Down Syndrome: With Breakthroughs in Testing, a Choice Becomes Tougher

  • Share
  • Read Later
Courtesy Becker family

Amy Julia Becker with her daughter, Penny, who has Down syndrome.

Most people with Down syndrome have what are considered mild to moderate intellectual disabilities. There is no national registry for people with Down syndrome, so there are no reliable statistics on how many affected people would be classified as “high-functioning.” For Amy Julia Becker, who has written a book about life with her daughter, Penny, who has Down syndrome, coming to terms with her daughter’s intellectual limitations has taken time. “I went to Princeton, I graduated Phi Beta Kappa, I have always been smart,” she says. “I didn’t realize how much I assumed I’d have a daughter just like me. Having Penny really challenged me to rethink what it means to be a whole and full human being.”

In her book, A Good and Perfect Gift, Becker transcribes a journal entry written soon after Penny was born: “Can she live a full life without without ever solving a quadratic equation? Without reading Dostoyevsky? I’m pretty sure she can. Can I live a full life without learning to cherish and welcome those in this world who are different from me? I’m pretty sure I can’t.”

But many expectant parents don’t feel that way. Up to 90% of women who know in advance of a Down syndrome diagnosis choose to end the pregnancy, according to the few studies that have tracked this. The new test is not being marketed only to women who would end a Down syndrome pregnancy, say advocates of testing. Mothers who plan to have the baby may also want to know ahead of time in order to prepare emotionally and medically; half of infants with Down syndrome, for example, are born with heart defects. “I don’t think it’s all search-and-destroy,” says Canick. “That is an awful way of looking at this.”

But parents of children with Down syndrome are skeptical of the intent of early screening. “There is a real disconnect between hospitals, administrators and OB/GYN doctors’ understanding of what has changed for children with Down syndrome over the years,” says Howard, whose daughter, Lydia, starts conversations with strangers and cracks jokes in her inclusive preschool. “There was encouragement to get screened with the understanding that I would terminate because that’s what most people do.”

It’s true that mothers who learn soon after delivery that their babies have Down syndrome describe being overwhelmed with sorrow and disbelief on what they’d presumed would a joyous day. Howard cried every day for nine months after Lydia was born. Perkins McLaughlin says it took her eight hours after her C-section to muster the nerve to go visit her daughter, Gracie, in the neonatal intensive care unit. “There are people out there who feel the test is great,” says Perkins McLaughlin. “In some ways, it is great. But it is scary too. Will more people terminate because it’s earlier in the pregnancy and why not just try again? I don’t know what I would have done if I had found out at 10 weeks.”

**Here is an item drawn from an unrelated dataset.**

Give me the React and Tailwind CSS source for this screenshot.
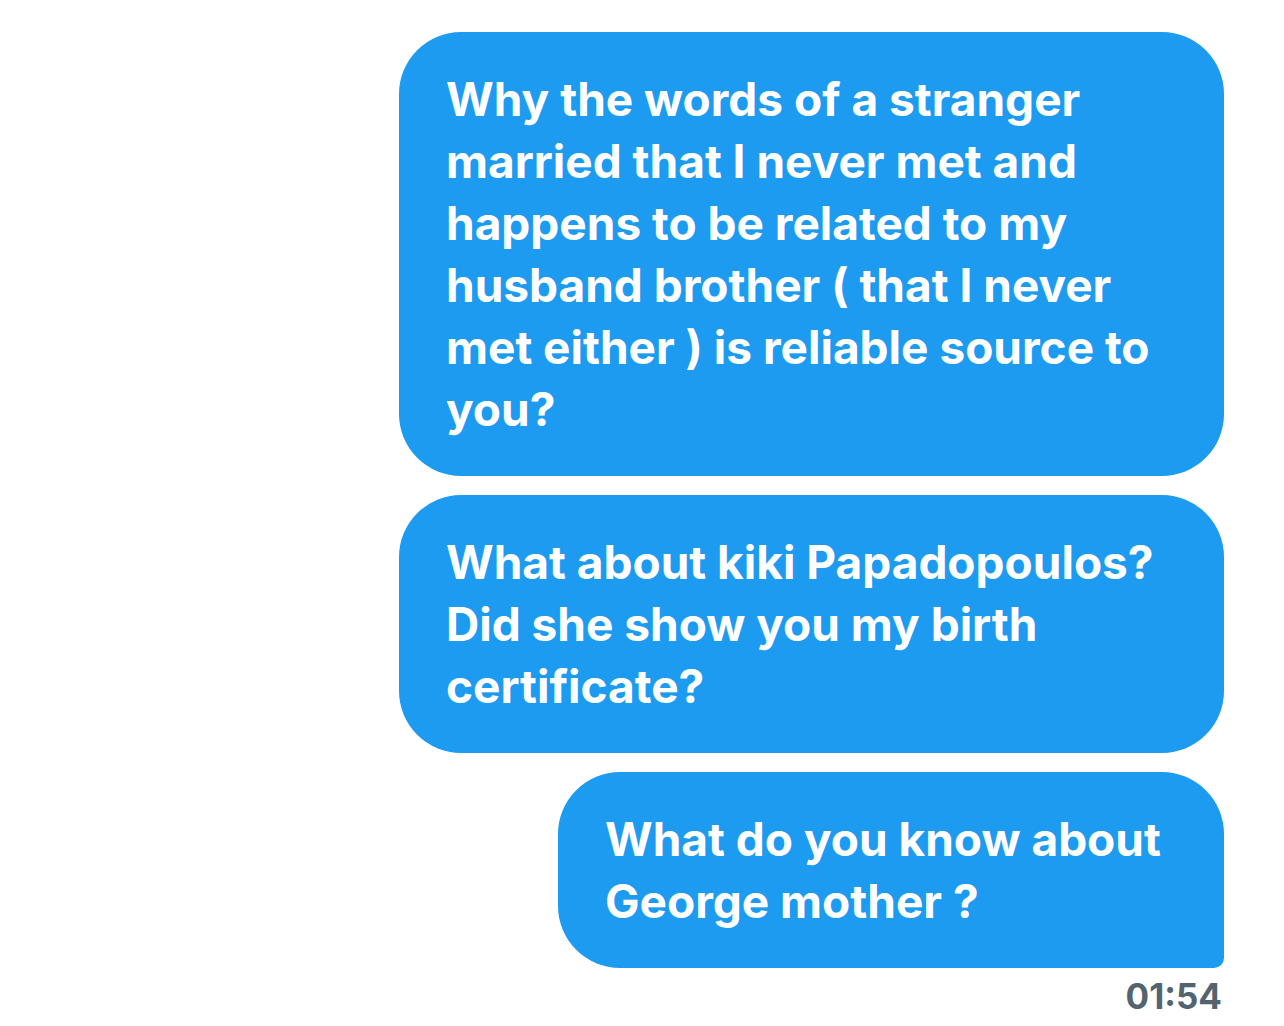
const MESSAGES = [
  {
    lines: [
      'Why the words of a stranger',
      'married that I never met and',
      'happens to be related to my',
      'husband brother ( that I never',
      'met either ) is reliable source to',
      'you?',
    ],
    width: 'w-[825px]',
    corner: 'rounded-[62px]',
  },
  {
    lines: ['What about kiki Papadopoulos?', 'Did she show you my birth', 'certificate?'],
    width: 'w-[825px]',
    corner: 'rounded-[62px]',
  },
  {
    lines: ['What do you know about', 'George mother ?'],
    width: 'w-[666px]',
    corner: 'rounded-[62px] rounded-br-[10px]',
  },
]

function Bubble({ msg }) {
  return (
    <div className={`${msg.width} ${msg.corner} bg-[#1d9bf0] pl-[47px] pr-[40px] py-[36px] text-white`}>
      {msg.lines.map((line, i) => (
        <div key={i} className="whitespace-nowrap text-[46px] leading-[62px] font-bold">
          {line}
        </div>
      ))}
    </div>
  )
}

export default function App() {
  return (
    <div
      className="min-h-[1026px] w-[1284px] bg-white pt-[32px] pr-[60px] flex flex-col items-end gap-[19px]"
      style={{ fontFamily: 'Inter, "Noto Sans", sans-serif' }}
    >
      {MESSAGES.map((m, i) => (
        <Bubble key={i} msg={m} />
      ))}
      <div className="-mt-[13px] mr-[2px] text-[35px] leading-[44px] font-bold text-[#536471]">01:54</div>
    </div>
  )
}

Gracie is now 3 1/2. In the two years since Perkins McLaughin, now 44, has served as a parent mentor for the Massachusetts Down Syndrome Congress, she’s told the dozen or so conflicted pregnant women who have contacted her that Gracie is bright: she started signing at six months and had accumulated 100 signs by age 2, prompting her grandmother to ask, Are you sure she has Down syndrome? She loves music, dancing and her older brother and sister. Perkins McLaughin tells them how Gracie has added perspective to her life, softening her Type-A edges. “She’s not going to do quantum physics, but I don’t do quantum physics,” says Perkins McLaughin. “Gracie has showed me in a profound way that I am not in control of everything. I have a bumper sticker that says, Grace Happens.”

As a parent mentor, Perkins McLaughlin is trained to remain “very neutral,” says Maureen Gallagher, executive director of the Congress. Mentors offer current information about Down syndrome, sharing that life expectancy has increased from 25 to 60 years, that early intervention and a shift in educational approaches mainstreams many kids with Down syndrome in typical classrooms, that young adults are no longer institutionalized.